= Material =
-------
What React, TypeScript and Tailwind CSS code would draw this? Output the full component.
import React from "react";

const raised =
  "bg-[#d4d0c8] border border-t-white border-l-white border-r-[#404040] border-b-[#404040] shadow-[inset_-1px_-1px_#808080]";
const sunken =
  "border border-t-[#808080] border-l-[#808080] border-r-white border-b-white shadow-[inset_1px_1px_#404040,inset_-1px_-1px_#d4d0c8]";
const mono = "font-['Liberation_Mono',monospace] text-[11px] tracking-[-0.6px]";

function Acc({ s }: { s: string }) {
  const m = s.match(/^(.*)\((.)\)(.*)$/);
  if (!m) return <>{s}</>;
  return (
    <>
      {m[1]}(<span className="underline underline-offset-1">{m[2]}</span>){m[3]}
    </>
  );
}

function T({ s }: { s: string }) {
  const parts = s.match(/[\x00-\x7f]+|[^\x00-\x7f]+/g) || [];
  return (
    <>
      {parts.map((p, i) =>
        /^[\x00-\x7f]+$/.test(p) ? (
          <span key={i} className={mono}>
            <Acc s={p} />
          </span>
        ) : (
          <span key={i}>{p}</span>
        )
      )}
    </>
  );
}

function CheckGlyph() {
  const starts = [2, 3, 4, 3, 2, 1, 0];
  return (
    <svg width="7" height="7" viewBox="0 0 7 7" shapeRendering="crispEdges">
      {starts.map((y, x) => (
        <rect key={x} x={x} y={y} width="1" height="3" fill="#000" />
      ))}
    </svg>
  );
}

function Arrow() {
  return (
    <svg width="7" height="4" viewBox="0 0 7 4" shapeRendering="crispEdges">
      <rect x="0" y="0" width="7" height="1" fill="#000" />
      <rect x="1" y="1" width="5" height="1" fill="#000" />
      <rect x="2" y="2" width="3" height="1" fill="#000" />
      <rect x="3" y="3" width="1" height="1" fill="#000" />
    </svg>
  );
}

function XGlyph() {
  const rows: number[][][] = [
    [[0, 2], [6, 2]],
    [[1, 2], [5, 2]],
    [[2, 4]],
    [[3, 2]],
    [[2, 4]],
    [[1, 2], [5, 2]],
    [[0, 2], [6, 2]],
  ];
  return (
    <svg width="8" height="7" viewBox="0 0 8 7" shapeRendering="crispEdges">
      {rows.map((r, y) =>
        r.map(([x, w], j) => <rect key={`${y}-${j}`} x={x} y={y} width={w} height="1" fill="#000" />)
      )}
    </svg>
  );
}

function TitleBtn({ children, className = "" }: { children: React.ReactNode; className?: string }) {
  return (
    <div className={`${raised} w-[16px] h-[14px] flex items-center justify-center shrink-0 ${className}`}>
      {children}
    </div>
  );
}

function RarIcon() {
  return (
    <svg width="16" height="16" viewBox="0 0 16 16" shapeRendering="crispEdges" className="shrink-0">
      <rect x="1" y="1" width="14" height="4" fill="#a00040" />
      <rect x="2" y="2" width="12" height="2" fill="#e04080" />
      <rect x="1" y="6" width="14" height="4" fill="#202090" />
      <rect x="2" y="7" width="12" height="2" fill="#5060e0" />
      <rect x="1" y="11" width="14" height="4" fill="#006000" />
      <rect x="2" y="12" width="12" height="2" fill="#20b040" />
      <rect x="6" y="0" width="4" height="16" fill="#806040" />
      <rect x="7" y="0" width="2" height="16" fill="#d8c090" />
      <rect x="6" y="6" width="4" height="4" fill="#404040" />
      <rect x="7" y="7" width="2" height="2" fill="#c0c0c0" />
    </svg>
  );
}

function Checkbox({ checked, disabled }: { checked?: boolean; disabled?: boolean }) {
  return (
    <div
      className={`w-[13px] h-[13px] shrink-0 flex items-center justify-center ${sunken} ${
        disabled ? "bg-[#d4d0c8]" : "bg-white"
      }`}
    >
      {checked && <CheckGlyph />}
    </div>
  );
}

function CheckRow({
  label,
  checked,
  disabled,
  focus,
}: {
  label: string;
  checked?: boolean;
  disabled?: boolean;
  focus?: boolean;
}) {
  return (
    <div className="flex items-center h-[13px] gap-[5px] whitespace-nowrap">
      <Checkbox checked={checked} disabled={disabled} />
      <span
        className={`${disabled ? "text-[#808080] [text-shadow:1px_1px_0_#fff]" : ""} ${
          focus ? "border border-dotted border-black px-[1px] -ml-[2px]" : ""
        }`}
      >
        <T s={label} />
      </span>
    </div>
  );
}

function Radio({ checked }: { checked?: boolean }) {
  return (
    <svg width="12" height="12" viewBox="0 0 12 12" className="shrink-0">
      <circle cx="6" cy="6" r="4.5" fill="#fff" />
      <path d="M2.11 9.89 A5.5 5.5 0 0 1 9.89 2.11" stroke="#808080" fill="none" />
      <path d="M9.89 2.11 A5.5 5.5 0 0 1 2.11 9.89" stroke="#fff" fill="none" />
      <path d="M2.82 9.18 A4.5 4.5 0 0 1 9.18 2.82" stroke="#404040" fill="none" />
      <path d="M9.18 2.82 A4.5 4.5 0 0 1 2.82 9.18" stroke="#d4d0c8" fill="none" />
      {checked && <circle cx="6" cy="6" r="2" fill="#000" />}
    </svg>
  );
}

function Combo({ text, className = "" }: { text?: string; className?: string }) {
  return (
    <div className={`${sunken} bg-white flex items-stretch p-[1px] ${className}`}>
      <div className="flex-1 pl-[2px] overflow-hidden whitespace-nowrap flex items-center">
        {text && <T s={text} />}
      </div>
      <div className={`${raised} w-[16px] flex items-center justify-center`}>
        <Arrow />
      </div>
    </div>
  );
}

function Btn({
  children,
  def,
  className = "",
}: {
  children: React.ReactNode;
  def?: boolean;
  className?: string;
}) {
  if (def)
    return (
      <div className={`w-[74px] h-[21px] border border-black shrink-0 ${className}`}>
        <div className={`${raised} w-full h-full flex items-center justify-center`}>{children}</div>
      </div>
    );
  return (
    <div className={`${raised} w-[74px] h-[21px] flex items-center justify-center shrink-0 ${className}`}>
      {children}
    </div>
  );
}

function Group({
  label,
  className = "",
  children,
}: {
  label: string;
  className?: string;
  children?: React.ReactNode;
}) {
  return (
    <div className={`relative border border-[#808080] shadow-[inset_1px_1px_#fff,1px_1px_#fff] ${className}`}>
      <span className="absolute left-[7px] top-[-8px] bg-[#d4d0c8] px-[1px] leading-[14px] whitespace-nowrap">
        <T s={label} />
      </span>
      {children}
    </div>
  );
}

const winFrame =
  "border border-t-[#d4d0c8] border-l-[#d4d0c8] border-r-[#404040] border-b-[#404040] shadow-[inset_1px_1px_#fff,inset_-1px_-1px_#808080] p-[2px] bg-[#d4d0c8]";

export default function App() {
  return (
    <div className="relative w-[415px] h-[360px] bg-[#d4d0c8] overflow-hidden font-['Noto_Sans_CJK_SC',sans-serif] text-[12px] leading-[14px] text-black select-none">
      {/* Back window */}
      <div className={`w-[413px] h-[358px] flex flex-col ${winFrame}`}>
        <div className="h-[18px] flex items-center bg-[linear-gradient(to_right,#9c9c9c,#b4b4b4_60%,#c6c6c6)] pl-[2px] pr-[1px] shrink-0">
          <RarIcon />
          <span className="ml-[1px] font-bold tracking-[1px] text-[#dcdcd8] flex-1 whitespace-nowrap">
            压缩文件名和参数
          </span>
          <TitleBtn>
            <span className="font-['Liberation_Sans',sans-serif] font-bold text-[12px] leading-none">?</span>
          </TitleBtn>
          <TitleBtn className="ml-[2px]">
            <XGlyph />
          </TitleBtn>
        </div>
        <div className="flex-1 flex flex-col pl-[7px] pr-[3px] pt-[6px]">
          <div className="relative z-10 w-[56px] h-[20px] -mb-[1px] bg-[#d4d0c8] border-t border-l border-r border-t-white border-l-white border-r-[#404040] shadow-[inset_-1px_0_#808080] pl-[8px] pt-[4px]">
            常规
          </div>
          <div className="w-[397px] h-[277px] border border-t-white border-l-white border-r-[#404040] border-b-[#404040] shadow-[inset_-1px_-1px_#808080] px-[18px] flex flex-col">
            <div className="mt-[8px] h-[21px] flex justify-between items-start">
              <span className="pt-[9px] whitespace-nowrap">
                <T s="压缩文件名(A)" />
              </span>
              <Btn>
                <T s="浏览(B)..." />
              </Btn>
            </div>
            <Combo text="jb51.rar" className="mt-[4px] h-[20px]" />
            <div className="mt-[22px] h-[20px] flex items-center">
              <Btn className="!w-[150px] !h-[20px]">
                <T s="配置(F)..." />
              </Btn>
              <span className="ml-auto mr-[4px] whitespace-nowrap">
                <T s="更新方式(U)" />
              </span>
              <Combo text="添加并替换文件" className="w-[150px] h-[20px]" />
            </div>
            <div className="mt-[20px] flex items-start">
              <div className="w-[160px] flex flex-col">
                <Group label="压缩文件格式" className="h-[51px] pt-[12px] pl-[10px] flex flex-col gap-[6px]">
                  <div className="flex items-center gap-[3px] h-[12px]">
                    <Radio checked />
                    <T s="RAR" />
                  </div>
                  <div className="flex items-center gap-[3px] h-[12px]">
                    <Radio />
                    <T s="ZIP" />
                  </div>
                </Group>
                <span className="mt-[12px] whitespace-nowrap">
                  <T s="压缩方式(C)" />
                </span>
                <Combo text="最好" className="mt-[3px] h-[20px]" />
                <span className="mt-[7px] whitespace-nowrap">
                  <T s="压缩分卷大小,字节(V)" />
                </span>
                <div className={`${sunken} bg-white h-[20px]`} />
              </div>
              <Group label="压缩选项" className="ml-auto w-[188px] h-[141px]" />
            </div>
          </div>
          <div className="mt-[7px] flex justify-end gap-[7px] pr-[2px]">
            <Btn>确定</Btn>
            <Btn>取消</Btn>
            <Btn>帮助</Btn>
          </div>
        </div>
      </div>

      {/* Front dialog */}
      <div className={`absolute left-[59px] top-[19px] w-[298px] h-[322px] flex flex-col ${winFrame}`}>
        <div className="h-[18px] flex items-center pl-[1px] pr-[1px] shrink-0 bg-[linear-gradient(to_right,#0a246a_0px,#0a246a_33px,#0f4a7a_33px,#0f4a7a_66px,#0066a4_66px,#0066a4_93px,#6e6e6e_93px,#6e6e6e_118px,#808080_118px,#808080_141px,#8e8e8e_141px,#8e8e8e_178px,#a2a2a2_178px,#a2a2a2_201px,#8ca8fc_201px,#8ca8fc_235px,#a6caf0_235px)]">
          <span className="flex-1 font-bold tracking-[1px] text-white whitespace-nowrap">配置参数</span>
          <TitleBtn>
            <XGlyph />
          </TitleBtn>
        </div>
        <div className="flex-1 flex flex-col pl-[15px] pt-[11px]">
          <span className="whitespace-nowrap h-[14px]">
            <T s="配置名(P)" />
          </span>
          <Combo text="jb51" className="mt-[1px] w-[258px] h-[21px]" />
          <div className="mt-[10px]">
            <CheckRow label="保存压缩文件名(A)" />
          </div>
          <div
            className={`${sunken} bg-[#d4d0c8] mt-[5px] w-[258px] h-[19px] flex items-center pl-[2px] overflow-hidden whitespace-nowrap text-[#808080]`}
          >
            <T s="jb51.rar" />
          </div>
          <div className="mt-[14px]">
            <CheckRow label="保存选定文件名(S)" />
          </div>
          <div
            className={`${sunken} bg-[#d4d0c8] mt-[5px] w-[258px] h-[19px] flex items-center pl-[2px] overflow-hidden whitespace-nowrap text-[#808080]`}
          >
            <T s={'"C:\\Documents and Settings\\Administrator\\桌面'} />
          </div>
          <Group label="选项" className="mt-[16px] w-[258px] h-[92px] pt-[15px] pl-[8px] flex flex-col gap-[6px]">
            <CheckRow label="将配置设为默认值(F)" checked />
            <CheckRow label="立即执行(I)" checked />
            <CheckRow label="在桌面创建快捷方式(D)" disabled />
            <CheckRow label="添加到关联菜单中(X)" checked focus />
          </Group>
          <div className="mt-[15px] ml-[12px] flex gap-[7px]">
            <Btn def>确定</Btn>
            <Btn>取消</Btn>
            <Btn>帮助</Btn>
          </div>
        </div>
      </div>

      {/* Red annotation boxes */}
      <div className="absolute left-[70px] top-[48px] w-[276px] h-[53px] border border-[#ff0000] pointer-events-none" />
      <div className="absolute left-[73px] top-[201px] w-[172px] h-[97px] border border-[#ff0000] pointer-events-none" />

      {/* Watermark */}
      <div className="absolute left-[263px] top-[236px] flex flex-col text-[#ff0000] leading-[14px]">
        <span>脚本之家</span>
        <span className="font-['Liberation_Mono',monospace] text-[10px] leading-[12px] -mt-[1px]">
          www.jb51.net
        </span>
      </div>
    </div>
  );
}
-------
= Instructions to follow =
Using the data above, restate word for word the lines from its opening line through the line that contains "import React from", and no more.

= Exercise result =
What React, TypeScript and Tailwind CSS code would draw this? Output the full component.
import React from "react";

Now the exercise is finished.